## START Excerpted data
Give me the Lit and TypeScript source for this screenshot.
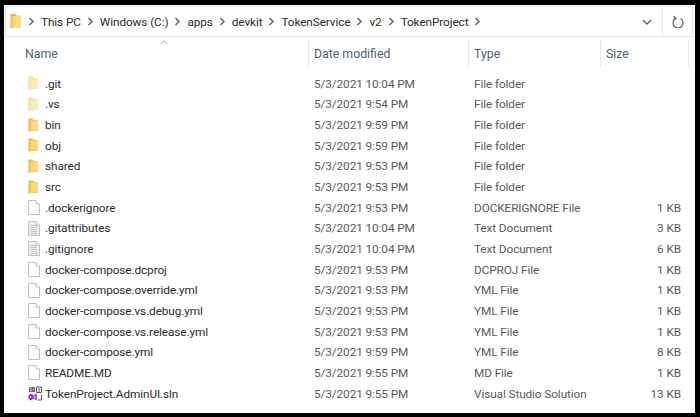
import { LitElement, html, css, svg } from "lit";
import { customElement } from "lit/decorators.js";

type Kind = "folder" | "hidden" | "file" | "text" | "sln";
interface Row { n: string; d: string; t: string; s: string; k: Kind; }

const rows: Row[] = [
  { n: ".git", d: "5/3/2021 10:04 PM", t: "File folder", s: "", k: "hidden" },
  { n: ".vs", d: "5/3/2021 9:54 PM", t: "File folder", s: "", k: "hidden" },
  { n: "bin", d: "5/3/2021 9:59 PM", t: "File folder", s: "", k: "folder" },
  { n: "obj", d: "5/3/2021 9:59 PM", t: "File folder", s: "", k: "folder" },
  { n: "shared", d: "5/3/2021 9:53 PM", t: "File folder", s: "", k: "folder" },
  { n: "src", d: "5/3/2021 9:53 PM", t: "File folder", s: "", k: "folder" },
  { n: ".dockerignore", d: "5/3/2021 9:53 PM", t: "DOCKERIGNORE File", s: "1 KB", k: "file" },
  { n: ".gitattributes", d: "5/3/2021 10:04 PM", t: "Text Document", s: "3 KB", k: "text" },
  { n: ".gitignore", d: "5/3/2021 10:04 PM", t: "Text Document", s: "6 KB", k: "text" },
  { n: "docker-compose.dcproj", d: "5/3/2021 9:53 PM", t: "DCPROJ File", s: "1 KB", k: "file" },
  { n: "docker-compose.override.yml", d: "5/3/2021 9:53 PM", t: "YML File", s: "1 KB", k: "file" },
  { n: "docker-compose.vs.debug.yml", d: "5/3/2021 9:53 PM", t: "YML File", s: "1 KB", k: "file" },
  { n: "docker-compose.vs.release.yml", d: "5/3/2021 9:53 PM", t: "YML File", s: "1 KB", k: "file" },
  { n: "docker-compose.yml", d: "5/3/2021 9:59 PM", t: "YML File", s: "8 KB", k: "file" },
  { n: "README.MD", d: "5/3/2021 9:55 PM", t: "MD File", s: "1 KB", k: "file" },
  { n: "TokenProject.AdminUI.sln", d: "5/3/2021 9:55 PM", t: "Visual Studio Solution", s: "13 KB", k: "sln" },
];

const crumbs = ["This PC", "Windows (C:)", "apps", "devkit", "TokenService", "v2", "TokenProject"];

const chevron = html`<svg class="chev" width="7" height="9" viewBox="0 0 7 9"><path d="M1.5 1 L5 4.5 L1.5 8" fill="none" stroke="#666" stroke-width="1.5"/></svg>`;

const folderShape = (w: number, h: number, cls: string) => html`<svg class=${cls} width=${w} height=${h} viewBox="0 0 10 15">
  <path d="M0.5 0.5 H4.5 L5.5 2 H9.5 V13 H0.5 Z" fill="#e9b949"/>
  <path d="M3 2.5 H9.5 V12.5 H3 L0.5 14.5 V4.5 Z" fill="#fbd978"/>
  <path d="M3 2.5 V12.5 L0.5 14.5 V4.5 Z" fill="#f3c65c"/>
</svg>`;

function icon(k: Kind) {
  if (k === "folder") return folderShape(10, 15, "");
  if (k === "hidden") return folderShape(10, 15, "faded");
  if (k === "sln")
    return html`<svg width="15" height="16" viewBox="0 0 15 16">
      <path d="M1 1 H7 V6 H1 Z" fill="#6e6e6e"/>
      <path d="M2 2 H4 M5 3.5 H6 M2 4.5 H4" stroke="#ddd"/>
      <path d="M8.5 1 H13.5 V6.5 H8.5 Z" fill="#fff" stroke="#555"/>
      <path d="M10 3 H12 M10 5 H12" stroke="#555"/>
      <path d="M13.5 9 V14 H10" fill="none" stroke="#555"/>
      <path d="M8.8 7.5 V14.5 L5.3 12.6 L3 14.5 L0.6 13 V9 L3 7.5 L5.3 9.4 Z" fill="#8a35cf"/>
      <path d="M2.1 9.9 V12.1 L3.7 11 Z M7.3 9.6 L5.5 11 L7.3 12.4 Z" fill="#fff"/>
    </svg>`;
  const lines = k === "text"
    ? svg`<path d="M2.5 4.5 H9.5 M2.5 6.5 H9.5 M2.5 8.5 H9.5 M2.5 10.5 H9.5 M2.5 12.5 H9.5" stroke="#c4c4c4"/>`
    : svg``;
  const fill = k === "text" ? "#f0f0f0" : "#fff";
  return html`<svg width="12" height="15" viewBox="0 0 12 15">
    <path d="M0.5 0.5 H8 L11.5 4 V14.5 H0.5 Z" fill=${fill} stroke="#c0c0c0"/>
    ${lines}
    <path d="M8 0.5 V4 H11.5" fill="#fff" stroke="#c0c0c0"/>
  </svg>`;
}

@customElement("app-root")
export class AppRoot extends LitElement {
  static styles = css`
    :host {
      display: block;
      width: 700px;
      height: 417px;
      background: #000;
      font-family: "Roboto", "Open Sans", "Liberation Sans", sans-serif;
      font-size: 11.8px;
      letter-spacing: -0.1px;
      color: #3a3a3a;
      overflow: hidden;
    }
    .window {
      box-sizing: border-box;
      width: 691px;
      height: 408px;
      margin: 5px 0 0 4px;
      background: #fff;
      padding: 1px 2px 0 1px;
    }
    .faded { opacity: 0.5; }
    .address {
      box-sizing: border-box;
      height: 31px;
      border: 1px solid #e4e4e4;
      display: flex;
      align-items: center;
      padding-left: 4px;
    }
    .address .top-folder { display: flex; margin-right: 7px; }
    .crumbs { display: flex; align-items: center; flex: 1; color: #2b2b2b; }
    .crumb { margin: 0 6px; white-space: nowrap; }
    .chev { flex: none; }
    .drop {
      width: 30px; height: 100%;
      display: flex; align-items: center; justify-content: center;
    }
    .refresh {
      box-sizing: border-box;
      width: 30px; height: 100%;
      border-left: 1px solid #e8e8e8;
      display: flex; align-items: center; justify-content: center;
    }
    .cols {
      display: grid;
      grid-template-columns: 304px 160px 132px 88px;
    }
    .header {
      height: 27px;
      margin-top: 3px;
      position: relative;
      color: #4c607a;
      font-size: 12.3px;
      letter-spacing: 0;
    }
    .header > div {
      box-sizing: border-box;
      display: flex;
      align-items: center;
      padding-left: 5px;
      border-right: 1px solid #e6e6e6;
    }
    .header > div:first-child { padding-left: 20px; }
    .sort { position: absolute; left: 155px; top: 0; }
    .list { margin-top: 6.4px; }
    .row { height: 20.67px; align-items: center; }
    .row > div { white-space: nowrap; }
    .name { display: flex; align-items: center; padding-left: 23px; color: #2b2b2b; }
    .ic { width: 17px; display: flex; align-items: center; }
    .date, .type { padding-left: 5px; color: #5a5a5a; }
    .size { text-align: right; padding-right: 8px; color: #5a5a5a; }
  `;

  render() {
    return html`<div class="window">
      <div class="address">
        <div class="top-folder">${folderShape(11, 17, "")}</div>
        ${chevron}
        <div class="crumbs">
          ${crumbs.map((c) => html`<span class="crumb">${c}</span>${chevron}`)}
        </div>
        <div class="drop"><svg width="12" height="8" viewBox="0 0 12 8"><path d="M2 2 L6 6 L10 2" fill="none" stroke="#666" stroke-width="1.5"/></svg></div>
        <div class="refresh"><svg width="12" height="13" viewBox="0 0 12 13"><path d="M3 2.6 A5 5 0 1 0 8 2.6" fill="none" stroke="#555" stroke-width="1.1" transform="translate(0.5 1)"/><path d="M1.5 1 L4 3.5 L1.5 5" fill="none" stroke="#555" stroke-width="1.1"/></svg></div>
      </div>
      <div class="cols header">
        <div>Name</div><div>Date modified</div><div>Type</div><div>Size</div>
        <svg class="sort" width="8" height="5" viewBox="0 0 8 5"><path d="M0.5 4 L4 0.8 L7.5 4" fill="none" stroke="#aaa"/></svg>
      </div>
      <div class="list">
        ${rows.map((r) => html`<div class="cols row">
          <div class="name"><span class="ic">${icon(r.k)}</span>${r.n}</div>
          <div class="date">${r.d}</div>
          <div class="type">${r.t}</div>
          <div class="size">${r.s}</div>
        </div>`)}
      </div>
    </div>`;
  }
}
## END Excerpted data
## START Excerpted data
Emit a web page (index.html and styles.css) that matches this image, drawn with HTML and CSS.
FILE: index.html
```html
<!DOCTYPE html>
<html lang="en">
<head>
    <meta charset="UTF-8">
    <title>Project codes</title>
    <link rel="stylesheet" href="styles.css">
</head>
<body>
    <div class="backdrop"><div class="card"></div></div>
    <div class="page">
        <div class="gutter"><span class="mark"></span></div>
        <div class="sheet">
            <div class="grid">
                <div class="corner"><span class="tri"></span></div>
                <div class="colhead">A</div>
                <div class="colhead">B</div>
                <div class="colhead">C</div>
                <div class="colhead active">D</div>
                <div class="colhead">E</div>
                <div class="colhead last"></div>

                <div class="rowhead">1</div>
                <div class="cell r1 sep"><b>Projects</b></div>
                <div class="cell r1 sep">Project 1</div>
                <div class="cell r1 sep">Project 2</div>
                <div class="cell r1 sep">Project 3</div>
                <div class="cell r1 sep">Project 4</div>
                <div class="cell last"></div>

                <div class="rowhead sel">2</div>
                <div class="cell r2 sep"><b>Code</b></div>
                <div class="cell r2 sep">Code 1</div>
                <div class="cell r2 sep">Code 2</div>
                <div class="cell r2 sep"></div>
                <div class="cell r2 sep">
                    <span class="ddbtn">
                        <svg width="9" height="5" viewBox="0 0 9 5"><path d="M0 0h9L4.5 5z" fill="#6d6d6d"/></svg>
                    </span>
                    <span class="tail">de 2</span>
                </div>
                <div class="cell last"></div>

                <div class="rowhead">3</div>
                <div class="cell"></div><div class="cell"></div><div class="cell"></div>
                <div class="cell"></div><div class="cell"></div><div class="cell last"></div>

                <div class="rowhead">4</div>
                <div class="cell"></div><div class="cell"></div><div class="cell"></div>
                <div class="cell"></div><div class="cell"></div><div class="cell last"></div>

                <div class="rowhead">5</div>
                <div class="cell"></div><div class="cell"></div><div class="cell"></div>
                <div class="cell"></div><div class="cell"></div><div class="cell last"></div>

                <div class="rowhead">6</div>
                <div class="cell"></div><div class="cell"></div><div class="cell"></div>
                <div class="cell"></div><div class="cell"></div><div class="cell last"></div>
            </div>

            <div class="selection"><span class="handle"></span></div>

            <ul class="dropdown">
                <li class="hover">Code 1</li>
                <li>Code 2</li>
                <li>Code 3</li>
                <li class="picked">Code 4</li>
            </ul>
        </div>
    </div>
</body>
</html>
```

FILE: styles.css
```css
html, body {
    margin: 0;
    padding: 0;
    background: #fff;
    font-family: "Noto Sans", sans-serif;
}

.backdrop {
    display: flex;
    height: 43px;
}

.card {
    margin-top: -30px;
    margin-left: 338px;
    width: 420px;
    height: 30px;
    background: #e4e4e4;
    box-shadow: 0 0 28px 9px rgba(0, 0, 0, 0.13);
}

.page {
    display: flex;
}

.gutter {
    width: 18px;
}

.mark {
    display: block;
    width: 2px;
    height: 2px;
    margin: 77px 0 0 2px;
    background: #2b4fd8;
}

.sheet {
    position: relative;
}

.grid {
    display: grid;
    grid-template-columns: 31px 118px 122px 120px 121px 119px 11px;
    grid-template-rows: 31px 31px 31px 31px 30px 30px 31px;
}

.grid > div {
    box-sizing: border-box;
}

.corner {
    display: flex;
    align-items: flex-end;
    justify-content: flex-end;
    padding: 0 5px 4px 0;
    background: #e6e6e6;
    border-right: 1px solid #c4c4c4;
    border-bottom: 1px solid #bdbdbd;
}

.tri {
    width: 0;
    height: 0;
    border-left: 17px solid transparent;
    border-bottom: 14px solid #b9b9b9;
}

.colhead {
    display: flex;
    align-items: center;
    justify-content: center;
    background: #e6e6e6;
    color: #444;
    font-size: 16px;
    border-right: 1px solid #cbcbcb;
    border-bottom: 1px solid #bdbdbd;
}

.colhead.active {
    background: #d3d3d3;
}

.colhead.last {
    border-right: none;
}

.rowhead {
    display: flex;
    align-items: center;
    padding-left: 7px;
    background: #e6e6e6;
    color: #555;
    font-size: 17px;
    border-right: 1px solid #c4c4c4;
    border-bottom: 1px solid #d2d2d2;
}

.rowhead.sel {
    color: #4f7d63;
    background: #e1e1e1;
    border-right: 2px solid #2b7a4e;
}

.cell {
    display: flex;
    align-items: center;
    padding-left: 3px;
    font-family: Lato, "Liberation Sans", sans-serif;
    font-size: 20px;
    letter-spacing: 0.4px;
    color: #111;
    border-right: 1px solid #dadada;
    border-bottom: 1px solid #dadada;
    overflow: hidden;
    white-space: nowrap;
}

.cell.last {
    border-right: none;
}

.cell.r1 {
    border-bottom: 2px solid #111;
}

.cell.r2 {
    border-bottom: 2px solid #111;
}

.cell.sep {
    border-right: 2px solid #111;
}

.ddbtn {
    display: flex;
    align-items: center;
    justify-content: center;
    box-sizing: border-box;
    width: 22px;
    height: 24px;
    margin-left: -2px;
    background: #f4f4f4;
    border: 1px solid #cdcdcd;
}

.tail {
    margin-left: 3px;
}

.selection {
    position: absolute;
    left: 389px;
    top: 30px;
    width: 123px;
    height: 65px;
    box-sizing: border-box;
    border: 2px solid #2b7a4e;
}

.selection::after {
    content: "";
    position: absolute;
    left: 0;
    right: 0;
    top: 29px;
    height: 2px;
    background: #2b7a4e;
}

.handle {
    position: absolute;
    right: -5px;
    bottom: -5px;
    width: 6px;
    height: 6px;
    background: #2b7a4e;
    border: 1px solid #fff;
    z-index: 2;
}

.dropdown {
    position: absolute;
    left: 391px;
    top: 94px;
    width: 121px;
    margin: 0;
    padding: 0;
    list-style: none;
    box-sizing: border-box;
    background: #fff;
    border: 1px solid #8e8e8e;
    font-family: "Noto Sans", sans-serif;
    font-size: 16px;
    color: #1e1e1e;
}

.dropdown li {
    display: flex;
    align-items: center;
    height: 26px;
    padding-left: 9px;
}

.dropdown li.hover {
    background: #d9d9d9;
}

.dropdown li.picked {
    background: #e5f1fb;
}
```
## END Excerpted data
## START Excerpted data
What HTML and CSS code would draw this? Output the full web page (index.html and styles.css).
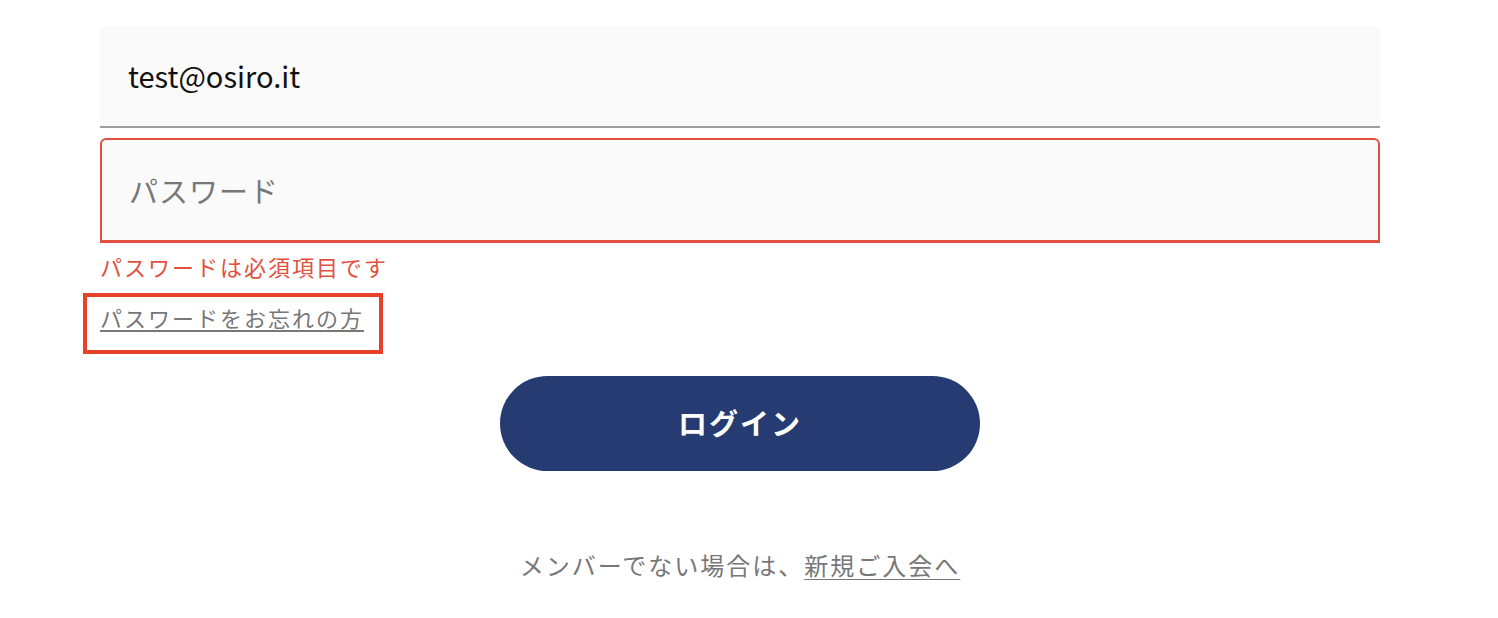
## END Excerpted data
Task brief => Give the count of lines in the listing that hold the word "styles", with no other text.

Full output => 5